Павел Чистяков призывал подопечных не ограничиваться воспроизведением отдельных деталей, стремиться видеть целое. Жена великого русского ученого Анна Менделеева о первой встрече с Павлом Петровичем рассказывала: «Увлекшись рисунком, я не видела никого и ничего, кроме стоявшей передо мной ярко освещенной гипсовой фигуры да своего рисунка. Чье-то покашливание заставило меня оглянуться. Я увидела нового для меня профессора: худощавого, с негустой бородой, длинными усами, большим лбом, орлиным носом и светлыми блестящими глазами. Он стоял на некотором расстоянии от меня, но смотрел на мой рисунок издали, скрывая тонкую улыбку под длинными усами. По своей неопытности я сделала странные пропорции тела Германика. Павел Петрович кусал губы, сдерживая смех, потом вдруг быстро подошел ко мне, легко перешагнул спинку скамьи, сел около меня, взял из моих рук резинку и карандаш и уже серьезно начал поправлять ошибки. Тут я услышала слова, оставшиеся в памяти моей на всю жизнь: «Когда рисуешь глаз, смотри на ухо!» Не сразу я поняла мудрость этого. Прекрасно нарисованная часть лица или фигуры не выразит ничего, если она поставлена будет не на место и не в гармонии с остальными частями».

Учившийся у Чистякова, а после заведовавший вместе с ним мастерской исторической живописи в Высшем художественном училище при Академии Дмитрий Кардовский оставил о нем такие воспоминания: «Когда он писал свой автопортрет, помню, он очень занят был формой уха, которое ему надо было сделать на этом портрете. И вот везде, и на вокзале, поджидая поезд, и в вагоне во время переезда в Петроград, он не пропускал, кажется, ни одного человека без того, чтобы не осмотреть и не понаблюсти его уши, причем отмечал, как редко встречаются хорошо поставленные уши».

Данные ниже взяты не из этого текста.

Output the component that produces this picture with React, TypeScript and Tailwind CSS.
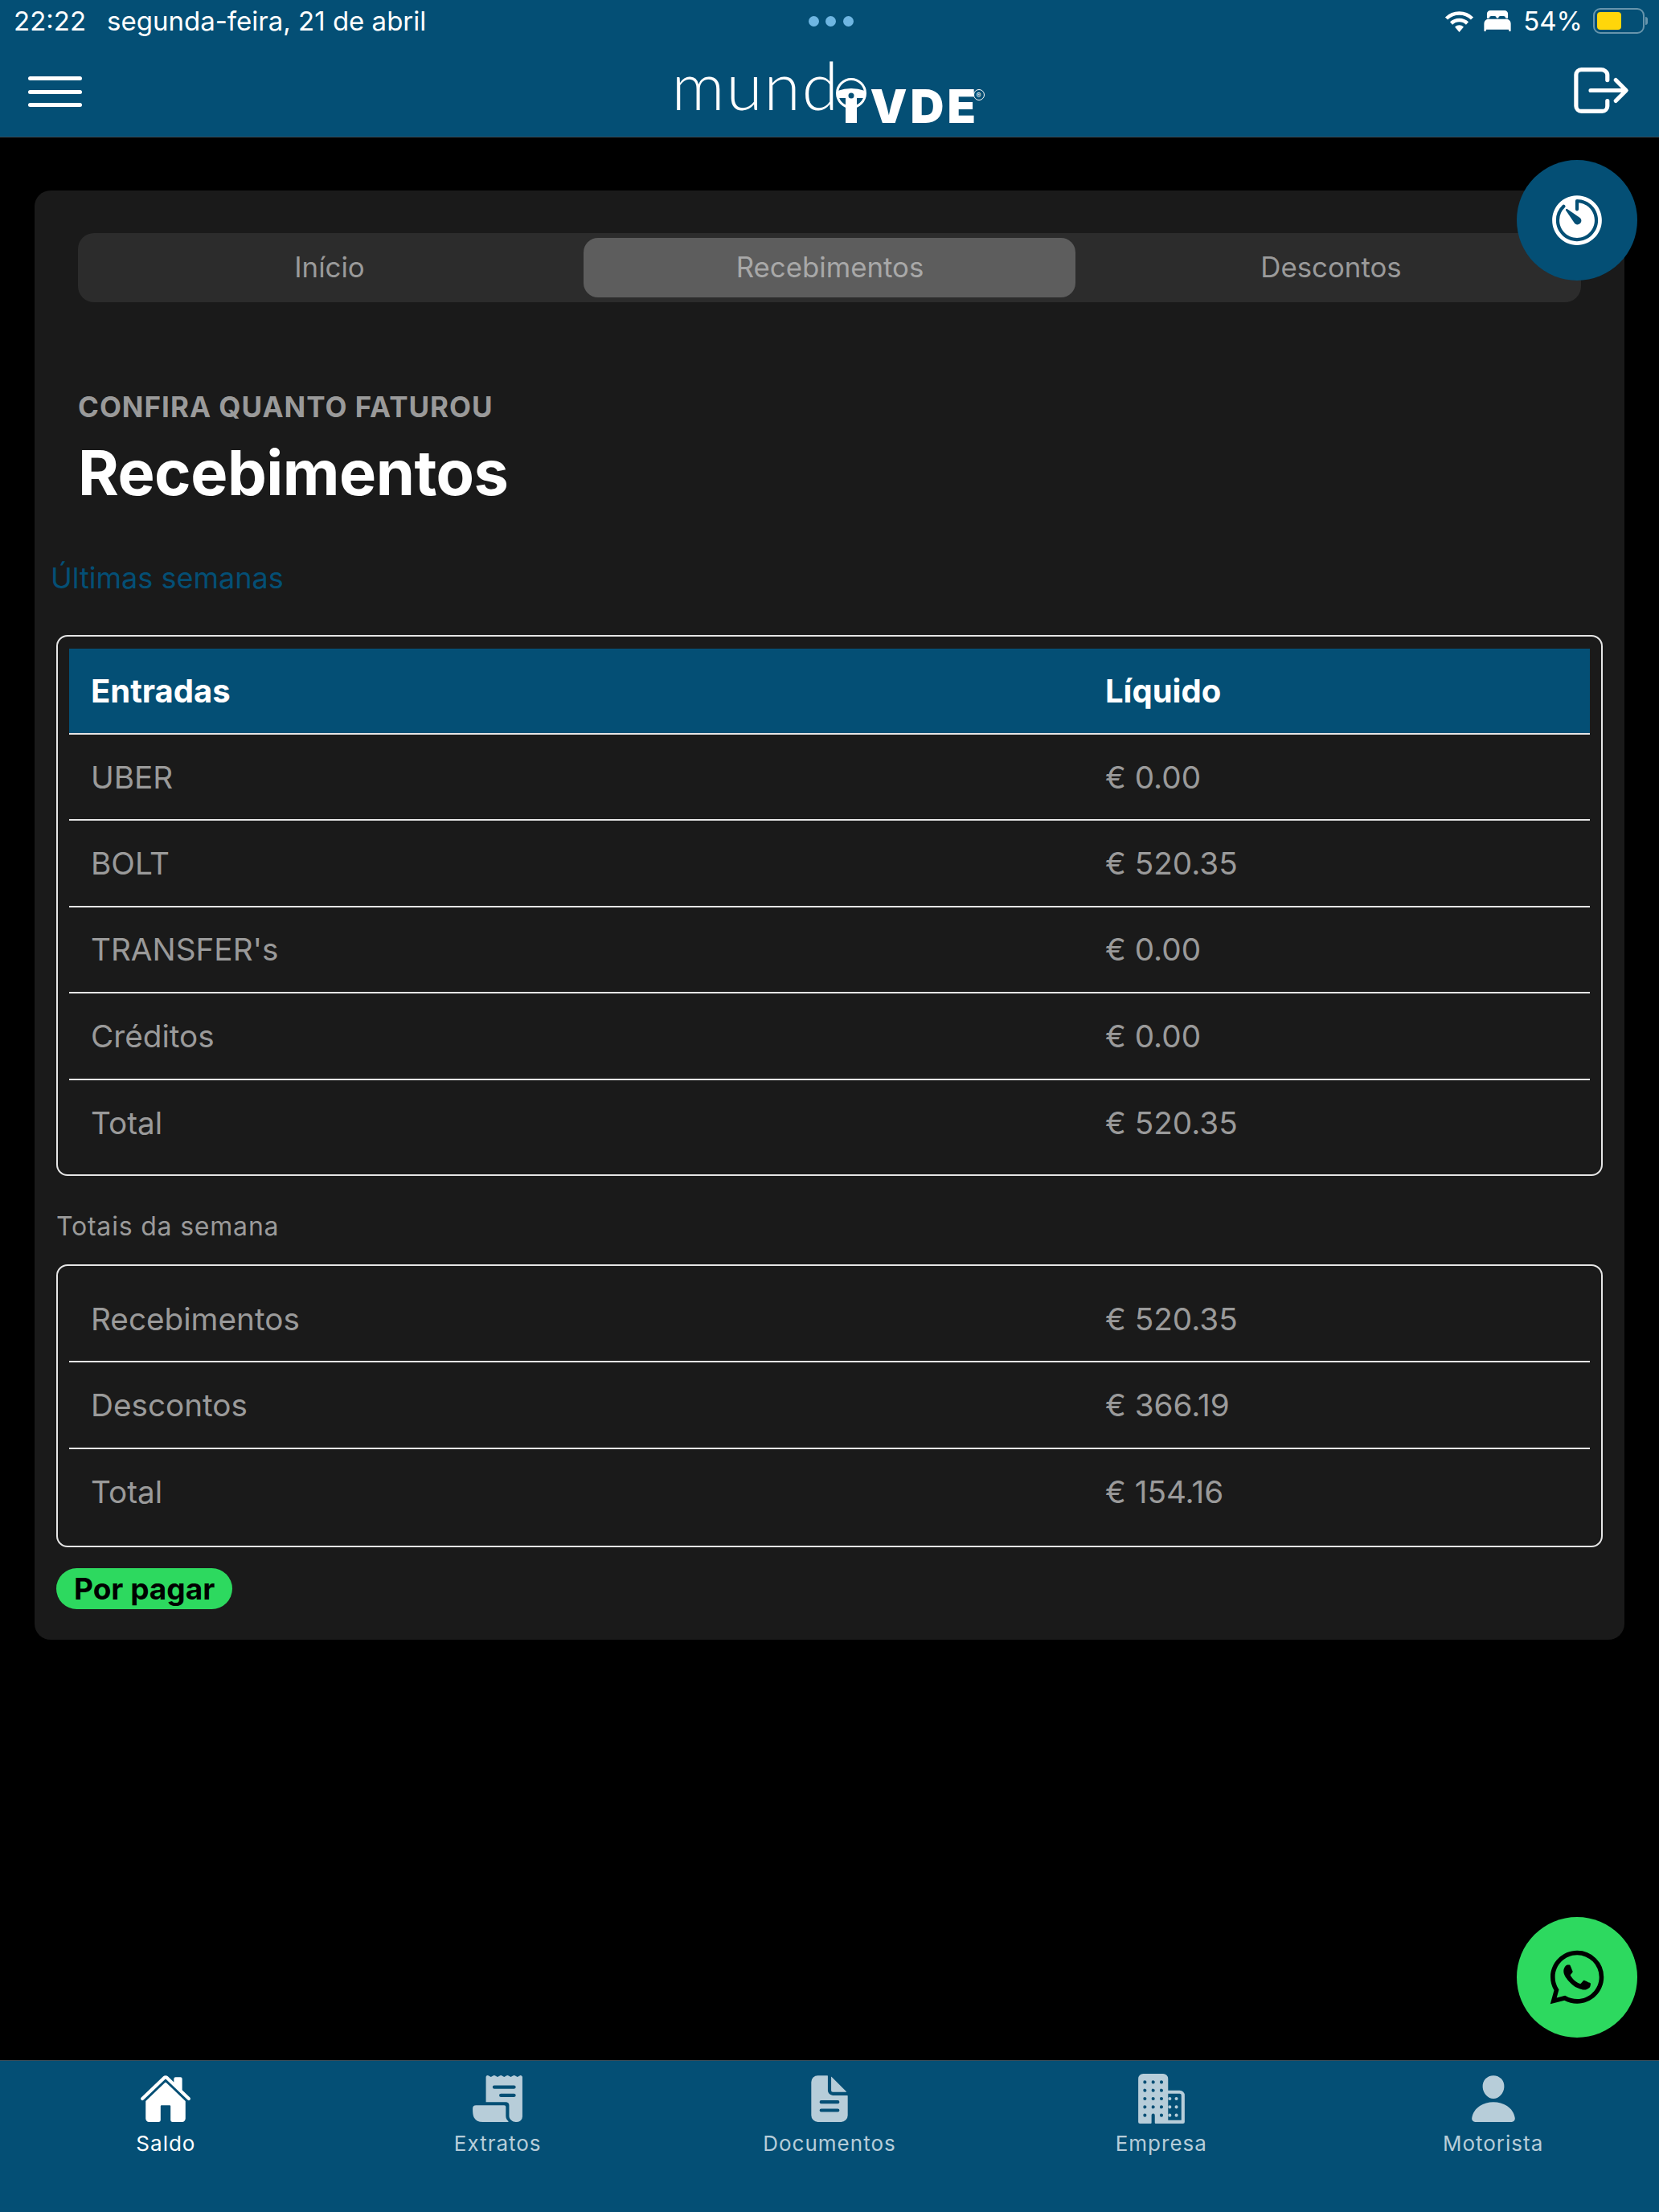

В конце жизни он очень тяжело болел, а умер в страшное и голодное время 1919 года. Павла Чистякова похоронили на Казанском кладбище в Царском Селе. С тех пор память об учителе бережно хранили ученики, не забывшие, сколь щедро тот делился с ними секретами мастерства. Дмитрий Кардовский в своих мемуарах упомянул помимо всего прочего и такое важное обстоятельство:

«Когда, проучившись и проживши несколько лет за границей, я приехал в Петербург и позвал к себе Павла Петровича, чтобы показать ему то, что я делал там, Павел Петрович пришел ко мне и поразил меня своим отзывом о моем заграничном руководителе. Он назвал его «бессребреником», отметив этим ту черту его, что он отдавал ученикам своим все свои знания, в противоположность тем, которые боялись найти в своих учениках будущих конкурентов. А сам Павел Петрович был тоже бессребреник, но не только в этом только что указанном смысле (он был слишком умен, чтобы думать иначе), но и в буквальном, потому что за эти занятия в его частной мастерской он не брал ни с кого ни копейки и, несмотря на это, занимался с нами самым добросовестным образом».